A military police leads a detection dog around Erawan Shrine. Photo by Straits Times/ NEO XIAOBIN.

A military police leads a detection dog around Erawan Shrine. Photo by Straits Times/ NEO XIAOBIN.


The slaughter of innocent people in Bangkok last week was a shocking event. But its immediate political and social implications are probably limited.

Cleaners and street sweepers of the Bangkok metropolitan services were diligently working at the Ratchaprasong intersection by 11 am on 18 August, according to reports in social media.

This was in close proximity to the Erawan Shrine, where just sixteen hours before a lethal blast had killed twenty-two and injured over one hundred. Whether that meant that the police had sufficient opportunity to secure evidence is uncertain. One BBC reporter, Jonathon Head did report that he had been able to find a bomb fragment three days after the blast.

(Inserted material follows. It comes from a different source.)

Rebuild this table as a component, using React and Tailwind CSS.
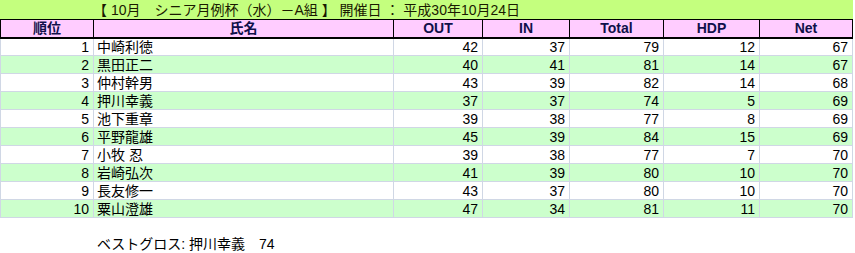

Asked whether the street cleaning was premature, Bangkok governor MR Sukhumbhand Paribatra replied that as the government did not specifically prohibit cleaning following the explosion, it was performed as normal.

Cleaning up and moving on after street violence is something Thais have done often. In an illuminating piece in the Asian Correspondent, Matthew Phillips notes that Bangkok’s periodic outbreaks of domestic politically-motivated violence date as far back as the Cold War and as recently as 2014.

In their aftermath, Thai people across the political spectrum have accepted the duty of presenting to foreigners an image of a beautiful, refined and welcoming ‘land of smiles’ as a personal obligation. Furthermore, the grim reality is that political violence over the past decade has overwhelmed the Thai justice system.

Deaths remain unexplained, killers at large and unaccountable, sometimes merely referred to as the “mue thi sam” or the “third hand”. Public expectations for justice remain commensurately low.

So while the deaths of Chinese, Malaysians and other foreign nationals might complicate the governments’ goal of rapid normalisation, only a marked uptick in foreign involvement will prevent the process of therapeutic amnesia from kicking in.

Unless this blast is followed by more like it, the early signs are that will not happen.

The scale of loss of life, while significant, appears unlikely to garner the level of intense foreign government attention that the 2002 Bali bombings did, with its killing of 88 Australians on Indonesian soil. Four Chinese nationals did die in the Bangkok blast, prompting the recall of the Chinese ambassador for consultations.

But it’s not clear that China will push Thailand as hard as it did in 2011, when 13 Chinese crew on board a ship in the Mekong were murdered. In the aftermath of that violence, China sought joint river patrols in Thai territory. This proposal was ultimately rejected, an interesting indication of the limits of China’s growing, albeit not unlimited, influence.

There are also few early indications that the Thai military government will seek to use this incident to switch from its current ‘reform’ narrative to a ‘national security’ narrative. Hence the blasts’ domestic political implications probably lie mainly in its longer term economic impact.

Here the blast comes at a bad time, with the economy performing poorly and the government under pressure to replace its economic ministers. Tourism and its associated investment contributes as much as a fifth of Thai GDP by some estimates.

Against a backdrop of declining manufacturing and primary exports, tourism is overall becoming more important. The attack has had an immediate impact on tour bookings, but the question is whether tourism will recover to pre-blast levels.

The Chinese tourist deaths are particularly unfortunate, because in the wake of the 2014 coup Western tourism has fallen and tour groups from China have been of greater importance. Falling tourism and potentially lower domestic consumer confidence is all bad news for the economy, and therefore the government’s popularity. Certainly the military government’s self-proclaimed goal of “returning the Thai smile” is not getting any easier.

Finally, there is the unquantifiable symbolic impact of the attack having occurred on an immensely popular Hindu shrine. The smashing of the Erawan statue by a mentally-disturbed man in March 2006 was seen as an ill-omen for the then Thaksin government and a precursor to its fall in the 19 September coup d’etat.

What its damage in the recent blast might mean for the current government is impossible to guess.

Greg Raymond is a research associate at the Coral Bell School of Asia Pacific Affairs, The Australian National University. His PhD thesis on Thailand’s strategic culture is currently under examination.